>> Begin RECORD EXCERPTS

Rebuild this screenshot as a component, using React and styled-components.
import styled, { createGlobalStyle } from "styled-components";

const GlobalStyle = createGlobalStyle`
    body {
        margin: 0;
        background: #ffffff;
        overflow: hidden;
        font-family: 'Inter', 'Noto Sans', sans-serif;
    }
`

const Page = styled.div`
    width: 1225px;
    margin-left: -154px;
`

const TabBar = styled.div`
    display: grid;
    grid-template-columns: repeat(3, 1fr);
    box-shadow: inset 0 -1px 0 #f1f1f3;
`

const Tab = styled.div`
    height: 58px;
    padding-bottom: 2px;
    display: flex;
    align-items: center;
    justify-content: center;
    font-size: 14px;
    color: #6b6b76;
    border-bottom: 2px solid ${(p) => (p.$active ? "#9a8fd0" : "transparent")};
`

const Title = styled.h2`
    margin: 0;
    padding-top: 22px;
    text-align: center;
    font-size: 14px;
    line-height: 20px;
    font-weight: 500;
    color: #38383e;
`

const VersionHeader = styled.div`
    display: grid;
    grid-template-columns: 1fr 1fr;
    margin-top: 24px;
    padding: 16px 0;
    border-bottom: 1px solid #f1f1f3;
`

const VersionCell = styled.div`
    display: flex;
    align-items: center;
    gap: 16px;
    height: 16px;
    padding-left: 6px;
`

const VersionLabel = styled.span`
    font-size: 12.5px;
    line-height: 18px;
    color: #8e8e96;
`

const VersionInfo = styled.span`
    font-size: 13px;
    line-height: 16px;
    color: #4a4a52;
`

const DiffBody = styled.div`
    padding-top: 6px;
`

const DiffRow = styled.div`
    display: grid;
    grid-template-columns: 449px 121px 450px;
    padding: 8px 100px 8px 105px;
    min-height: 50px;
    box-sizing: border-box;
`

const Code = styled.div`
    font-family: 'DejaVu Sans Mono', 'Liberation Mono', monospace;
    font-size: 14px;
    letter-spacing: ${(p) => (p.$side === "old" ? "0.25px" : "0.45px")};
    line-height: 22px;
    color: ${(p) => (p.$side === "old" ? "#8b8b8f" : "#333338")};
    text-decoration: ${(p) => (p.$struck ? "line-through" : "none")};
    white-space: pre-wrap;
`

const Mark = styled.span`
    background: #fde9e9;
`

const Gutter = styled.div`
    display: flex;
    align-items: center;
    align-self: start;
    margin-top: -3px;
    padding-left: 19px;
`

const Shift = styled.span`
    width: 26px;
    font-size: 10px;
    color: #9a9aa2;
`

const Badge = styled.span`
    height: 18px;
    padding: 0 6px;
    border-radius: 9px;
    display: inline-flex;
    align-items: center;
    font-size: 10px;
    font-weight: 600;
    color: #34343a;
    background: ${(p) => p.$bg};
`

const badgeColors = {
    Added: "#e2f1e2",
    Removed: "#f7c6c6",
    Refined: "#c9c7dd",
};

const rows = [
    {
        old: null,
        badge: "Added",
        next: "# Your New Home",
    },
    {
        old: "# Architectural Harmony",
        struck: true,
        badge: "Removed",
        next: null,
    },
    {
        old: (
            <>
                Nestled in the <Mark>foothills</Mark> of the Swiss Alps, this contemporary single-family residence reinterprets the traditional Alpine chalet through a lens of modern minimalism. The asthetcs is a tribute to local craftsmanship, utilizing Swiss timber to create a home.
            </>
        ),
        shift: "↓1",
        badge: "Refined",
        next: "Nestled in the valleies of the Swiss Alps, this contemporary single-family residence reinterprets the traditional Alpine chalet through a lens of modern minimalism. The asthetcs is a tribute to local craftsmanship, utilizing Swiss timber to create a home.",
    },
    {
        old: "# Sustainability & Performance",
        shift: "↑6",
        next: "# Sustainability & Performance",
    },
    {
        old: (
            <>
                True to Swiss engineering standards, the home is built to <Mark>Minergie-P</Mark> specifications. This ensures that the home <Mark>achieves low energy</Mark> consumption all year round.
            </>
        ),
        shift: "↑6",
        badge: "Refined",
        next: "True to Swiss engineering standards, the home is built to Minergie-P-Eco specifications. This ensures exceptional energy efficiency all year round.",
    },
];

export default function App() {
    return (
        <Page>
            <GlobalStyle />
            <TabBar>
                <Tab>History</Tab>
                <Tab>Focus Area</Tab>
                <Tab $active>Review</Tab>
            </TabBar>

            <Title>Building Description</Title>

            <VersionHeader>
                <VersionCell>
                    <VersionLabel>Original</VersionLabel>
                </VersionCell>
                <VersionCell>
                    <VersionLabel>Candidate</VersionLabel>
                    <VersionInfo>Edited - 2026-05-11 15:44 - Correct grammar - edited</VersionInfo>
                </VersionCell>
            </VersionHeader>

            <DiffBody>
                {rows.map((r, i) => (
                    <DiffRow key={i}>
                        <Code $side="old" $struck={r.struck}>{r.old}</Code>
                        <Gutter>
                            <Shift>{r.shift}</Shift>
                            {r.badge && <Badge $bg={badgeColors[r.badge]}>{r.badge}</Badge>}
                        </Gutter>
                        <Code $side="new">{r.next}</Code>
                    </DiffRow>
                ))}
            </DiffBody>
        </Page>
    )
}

>> End RECORD EXCERPTS
>> Begin RECORD EXCERPTS

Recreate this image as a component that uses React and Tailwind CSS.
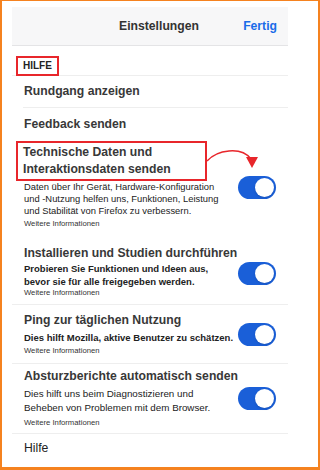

>> End RECORD EXCERPTS

## THE REQUEST
Pull out all lines of the data with the string "components".

## FINISHED TASK
Rebuild this screenshot as a component, using React and styled-components.
import styled, { createGlobalStyle } from "styled-components";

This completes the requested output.